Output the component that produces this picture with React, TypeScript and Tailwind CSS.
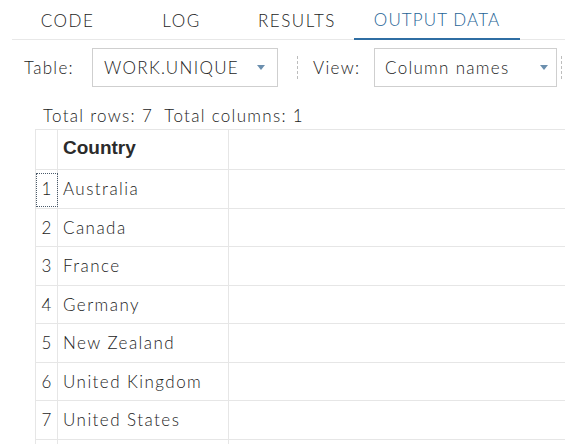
import React from "react";

const rows = [
  "Australia",
  "Canada",
  "France",
  "Germany",
  "New Zealand",
  "United Kingdom",
  "United States",
];

function Arrow() {
  return (
    <svg width="8" height="5" viewBox="0 0 8 5" className="block">
      <path d="M0 0 L8 0 L4 5 Z" fill="#6b8fae" />
    </svg>
  );
}

export default function App() {
  const tabs = [
    { label: "CODE", w: "w-[111px]" },
    { label: "LOG", w: "w-[117px]" },
    { label: "RESULTS", w: "w-[114px]" },
    { label: "OUTPUT DATA", w: "w-[166px]", active: true },
  ];
  return (
    <div
      className="w-[565px] h-[444px] overflow-hidden bg-white text-[#1c1c1c] font-[300]"
      style={{ fontFamily: "Lato, 'Noto Sans', sans-serif" }}
    >
      {/* Tabs */}
      <div className="ml-[12px] flex h-[40px] border-b border-[#e8e8e8]">
        {tabs.map((t) => (
          <div
            key={t.label}
            className={
              t.active
                ? `${t.w} flex items-center justify-center text-[17px] tracking-[1.1px] text-[#1f6496] border-b-2 border-[#2f6ea3] -mb-px pt-[2px]`
                : `${t.w} flex items-center justify-center text-[17px] tracking-[1.5px] text-[#1c1c1c] pt-[2px]`
            }
          >
            {t.label}
          </div>
        ))}
      </div>

      {/* Toolbar */}
      <div className="flex items-center h-[39px] mt-[8px] pl-[24px] tracking-[1.3px]">
        <span className="text-[17px] text-[#1c1c1c] w-[68px]">Table:</span>
        <div className="flex items-center justify-between w-[186px] h-[39px] border border-[#cfcfcf] pl-[11px] pr-[12px]">
          <span className="text-[17px] text-[#1c1c1c]">WORK.UNIQUE</span>
          <Arrow />
        </div>
        <div className="ml-[19px] h-[23px] border-l border-dashed border-[#bdbdbd]" />
        <span className="ml-[15px] text-[17px] text-[#1c1c1c] w-[61px]">View:</span>
        <div className="flex items-center justify-between w-[183px] h-[39px] border border-[#cfcfcf] pl-[10px] pr-[8px]">
          <span className="text-[17px] text-[#1c1c1c]">Column names</span>
          <Arrow />
        </div>
        <div className="ml-[4px] h-[23px] border-l border-dashed border-[#bdbdbd]" />
      </div>

      {/* Totals */}
      <div className="mt-[18px] pl-[43px] h-[20px] flex items-center text-[17px] text-[#1c1c1c] leading-none tracking-[1.3px]">
        Total rows: 7&nbsp;&nbsp;Total columns: 1
      </div>

      {/* Table */}
      <div className="ml-[35px] mt-[4px] w-[600px] border-t border-l border-[#e6e6e6]">
        <div className="flex h-[40px] border-b border-[#e6e6e6]">
          <div className="w-[22px] border-r border-[#e6e6e6]" />
          <div
            className="w-[171px] border-r border-[#e6e6e6] pl-[5px] pt-[4px] text-[19px] font-bold text-[#2b2b2b]"
            style={{ fontFamily: "'Liberation Sans', Arial, sans-serif" }}
          >
            Country
          </div>
          <div className="flex-1" />
        </div>
        {rows.map((r, i) => (
          <div key={r} className="flex h-[38.5px] border-b border-[#e6e6e6]">
            <div className="relative w-[22px] border-r border-[#e6e6e6] flex items-center justify-center text-[17px] text-[#1c1c1c]">
              {i === 0 && (
                <div className="absolute left-0 right-[-1px] top-[3px] bottom-[1px] border border-dotted border-[#4a5a6a]" />
              )}
              {i + 1}
            </div>
            <div className="w-[171px] border-r border-[#e6e6e6] pl-[5px] flex items-center text-[17px] text-[#1c1c1c] tracking-[1.45px]">
              {r}
            </div>
            <div className="flex-1" />
          </div>
        ))}
        <div className="flex h-[20px]">
          <div className="w-[22px] border-r border-[#e6e6e6]" />
          <div className="w-[171px] border-r border-[#e6e6e6]" />
        </div>
      </div>
    </div>
  );
}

..........

Given request. Reproduce the data above in full, exactly as it is, with the pictures left out.

Output of the exercise.
Output the component that produces this picture with React, TypeScript and Tailwind CSS.
import React from "react";

const rows = [
  "Australia",
  "Canada",
  "France",
  "Germany",
  "New Zealand",
  "United Kingdom",
  "United States",
];

function Arrow() {
  return (
    <svg width="8" height="5" viewBox="0 0 8 5" className="block">
      <path d="M0 0 L8 0 L4 5 Z" fill="#6b8fae" />
    </svg>
  );
}

export default function App() {
  const tabs = [
    { label: "CODE", w: "w-[111px]" },
    { label: "LOG", w: "w-[117px]" },
    { label: "RESULTS", w: "w-[114px]" },
    { label: "OUTPUT DATA", w: "w-[166px]", active: true },
  ];
  return (
    <div
      className="w-[565px] h-[444px] overflow-hidden bg-white text-[#1c1c1c] font-[300]"
      style={{ fontFamily: "Lato, 'Noto Sans', sans-serif" }}
    >
      {/* Tabs */}
      <div className="ml-[12px] flex h-[40px] border-b border-[#e8e8e8]">
        {tabs.map((t) => (
          <div
            key={t.label}
            className={
              t.active
                ? `${t.w} flex items-center justify-center text-[17px] tracking-[1.1px] text-[#1f6496] border-b-2 border-[#2f6ea3] -mb-px pt-[2px]`
                : `${t.w} flex items-center justify-center text-[17px] tracking-[1.5px] text-[#1c1c1c] pt-[2px]`
            }
          >
            {t.label}
          </div>
        ))}
      </div>

      {/* Toolbar */}
      <div className="flex items-center h-[39px] mt-[8px] pl-[24px] tracking-[1.3px]">
        <span className="text-[17px] text-[#1c1c1c] w-[68px]">Table:</span>
        <div className="flex items-center justify-between w-[186px] h-[39px] border border-[#cfcfcf] pl-[11px] pr-[12px]">
          <span className="text-[17px] text-[#1c1c1c]">WORK.UNIQUE</span>
          <Arrow />
        </div>
        <div className="ml-[19px] h-[23px] border-l border-dashed border-[#bdbdbd]" />
        <span className="ml-[15px] text-[17px] text-[#1c1c1c] w-[61px]">View:</span>
        <div className="flex items-center justify-between w-[183px] h-[39px] border border-[#cfcfcf] pl-[10px] pr-[8px]">
          <span className="text-[17px] text-[#1c1c1c]">Column names</span>
          <Arrow />
        </div>
        <div className="ml-[4px] h-[23px] border-l border-dashed border-[#bdbdbd]" />
      </div>

      {/* Totals */}
      <div className="mt-[18px] pl-[43px] h-[20px] flex items-center text-[17px] text-[#1c1c1c] leading-none tracking-[1.3px]">
        Total rows: 7&nbsp;&nbsp;Total columns: 1
      </div>

      {/* Table */}
      <div className="ml-[35px] mt-[4px] w-[600px] border-t border-l border-[#e6e6e6]">
        <div className="flex h-[40px] border-b border-[#e6e6e6]">
          <div className="w-[22px] border-r border-[#e6e6e6]" />
          <div
            className="w-[171px] border-r border-[#e6e6e6] pl-[5px] pt-[4px] text-[19px] font-bold text-[#2b2b2b]"
            style={{ fontFamily: "'Liberation Sans', Arial, sans-serif" }}
          >
            Country
          </div>
          <div className="flex-1" />
        </div>
        {rows.map((r, i) => (
          <div key={r} className="flex h-[38.5px] border-b border-[#e6e6e6]">
            <div className="relative w-[22px] border-r border-[#e6e6e6] flex items-center justify-center text-[17px] text-[#1c1c1c]">
              {i === 0 && (
                <div className="absolute left-0 right-[-1px] top-[3px] bottom-[1px] border border-dotted border-[#4a5a6a]" />
              )}
              {i + 1}
            </div>
            <div className="w-[171px] border-r border-[#e6e6e6] pl-[5px] flex items-center text-[17px] text-[#1c1c1c] tracking-[1.45px]">
              {r}
            </div>
            <div className="flex-1" />
          </div>
        ))}
        <div className="flex h-[20px]">
          <div className="w-[22px] border-r border-[#e6e6e6]" />
          <div className="w-[171px] border-r border-[#e6e6e6]" />
        </div>
      </div>
    </div>
  );
}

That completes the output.